Data –
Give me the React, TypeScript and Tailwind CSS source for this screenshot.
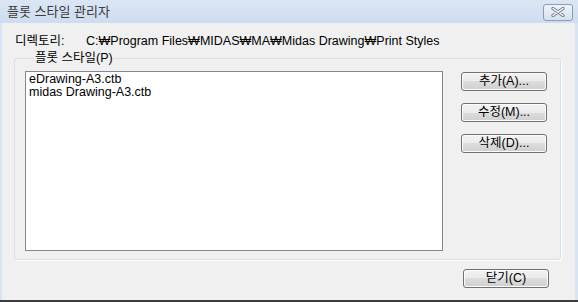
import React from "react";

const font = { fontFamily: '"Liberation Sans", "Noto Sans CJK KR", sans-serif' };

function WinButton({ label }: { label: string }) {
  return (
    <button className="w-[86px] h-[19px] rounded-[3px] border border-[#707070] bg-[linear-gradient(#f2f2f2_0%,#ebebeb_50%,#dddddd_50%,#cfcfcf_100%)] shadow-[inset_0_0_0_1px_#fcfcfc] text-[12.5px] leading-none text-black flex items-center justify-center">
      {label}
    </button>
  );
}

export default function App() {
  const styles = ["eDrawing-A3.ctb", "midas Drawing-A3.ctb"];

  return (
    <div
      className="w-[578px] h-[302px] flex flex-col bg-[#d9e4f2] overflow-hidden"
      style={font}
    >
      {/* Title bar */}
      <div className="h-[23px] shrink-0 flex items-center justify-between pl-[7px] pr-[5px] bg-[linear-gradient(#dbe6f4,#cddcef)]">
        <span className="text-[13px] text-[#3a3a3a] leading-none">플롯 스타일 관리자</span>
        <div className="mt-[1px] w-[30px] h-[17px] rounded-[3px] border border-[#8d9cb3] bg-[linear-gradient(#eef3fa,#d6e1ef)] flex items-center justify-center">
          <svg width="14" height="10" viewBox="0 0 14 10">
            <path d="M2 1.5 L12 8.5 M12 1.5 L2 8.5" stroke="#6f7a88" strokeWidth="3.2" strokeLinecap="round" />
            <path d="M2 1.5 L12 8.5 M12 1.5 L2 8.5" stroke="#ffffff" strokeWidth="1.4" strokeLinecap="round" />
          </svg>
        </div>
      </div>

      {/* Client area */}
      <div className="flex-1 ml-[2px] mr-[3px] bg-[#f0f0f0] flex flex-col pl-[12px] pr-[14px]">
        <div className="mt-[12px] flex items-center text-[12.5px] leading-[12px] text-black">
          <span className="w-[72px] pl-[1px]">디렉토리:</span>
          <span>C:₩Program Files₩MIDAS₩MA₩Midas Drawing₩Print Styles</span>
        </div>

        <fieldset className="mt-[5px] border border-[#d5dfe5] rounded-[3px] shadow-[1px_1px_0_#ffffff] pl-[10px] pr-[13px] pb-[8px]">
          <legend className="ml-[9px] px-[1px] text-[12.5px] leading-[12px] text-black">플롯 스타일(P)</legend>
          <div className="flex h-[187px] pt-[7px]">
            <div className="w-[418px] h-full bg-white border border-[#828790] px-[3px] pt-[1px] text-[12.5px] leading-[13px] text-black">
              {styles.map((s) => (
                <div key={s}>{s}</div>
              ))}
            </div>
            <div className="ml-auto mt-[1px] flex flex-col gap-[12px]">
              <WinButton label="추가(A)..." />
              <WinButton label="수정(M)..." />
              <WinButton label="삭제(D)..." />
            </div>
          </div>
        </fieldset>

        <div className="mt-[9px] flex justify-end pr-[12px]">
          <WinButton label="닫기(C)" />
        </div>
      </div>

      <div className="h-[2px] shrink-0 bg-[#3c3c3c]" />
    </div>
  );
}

Request –
Reproduce all of the material above word for word. Omit the pictures.

Exercise output –
Give me the React, TypeScript and Tailwind CSS source for this screenshot.
import React from "react";

const font = { fontFamily: '"Liberation Sans", "Noto Sans CJK KR", sans-serif' };

function WinButton({ label }: { label: string }) {
  return (
    <button className="w-[86px] h-[19px] rounded-[3px] border border-[#707070] bg-[linear-gradient(#f2f2f2_0%,#ebebeb_50%,#dddddd_50%,#cfcfcf_100%)] shadow-[inset_0_0_0_1px_#fcfcfc] text-[12.5px] leading-none text-black flex items-center justify-center">
      {label}
    </button>
  );
}

export default function App() {
  const styles = ["eDrawing-A3.ctb", "midas Drawing-A3.ctb"];

  return (
    <div
      className="w-[578px] h-[302px] flex flex-col bg-[#d9e4f2] overflow-hidden"
      style={font}
    >
      {/* Title bar */}
      <div className="h-[23px] shrink-0 flex items-center justify-between pl-[7px] pr-[5px] bg-[linear-gradient(#dbe6f4,#cddcef)]">
        <span className="text-[13px] text-[#3a3a3a] leading-none">플롯 스타일 관리자</span>
        <div className="mt-[1px] w-[30px] h-[17px] rounded-[3px] border border-[#8d9cb3] bg-[linear-gradient(#eef3fa,#d6e1ef)] flex items-center justify-center">
          <svg width="14" height="10" viewBox="0 0 14 10">
            <path d="M2 1.5 L12 8.5 M12 1.5 L2 8.5" stroke="#6f7a88" strokeWidth="3.2" strokeLinecap="round" />
            <path d="M2 1.5 L12 8.5 M12 1.5 L2 8.5" stroke="#ffffff" strokeWidth="1.4" strokeLinecap="round" />
          </svg>
        </div>
      </div>

      {/* Client area */}
      <div className="flex-1 ml-[2px] mr-[3px] bg-[#f0f0f0] flex flex-col pl-[12px] pr-[14px]">
        <div className="mt-[12px] flex items-center text-[12.5px] leading-[12px] text-black">
          <span className="w-[72px] pl-[1px]">디렉토리:</span>
          <span>C:₩Program Files₩MIDAS₩MA₩Midas Drawing₩Print Styles</span>
        </div>

        <fieldset className="mt-[5px] border border-[#d5dfe5] rounded-[3px] shadow-[1px_1px_0_#ffffff] pl-[10px] pr-[13px] pb-[8px]">
          <legend className="ml-[9px] px-[1px] text-[12.5px] leading-[12px] text-black">플롯 스타일(P)</legend>
          <div className="flex h-[187px] pt-[7px]">
            <div className="w-[418px] h-full bg-white border border-[#828790] px-[3px] pt-[1px] text-[12.5px] leading-[13px] text-black">
              {styles.map((s) => (
                <div key={s}>{s}</div>
              ))}
            </div>
            <div className="ml-auto mt-[1px] flex flex-col gap-[12px]">
              <WinButton label="추가(A)..." />
              <WinButton label="수정(M)..." />
              <WinButton label="삭제(D)..." />
            </div>
          </div>
        </fieldset>

        <div className="mt-[9px] flex justify-end pr-[12px]">
          <WinButton label="닫기(C)" />
        </div>
      </div>

      <div className="h-[2px] shrink-0 bg-[#3c3c3c]" />
    </div>
  );
}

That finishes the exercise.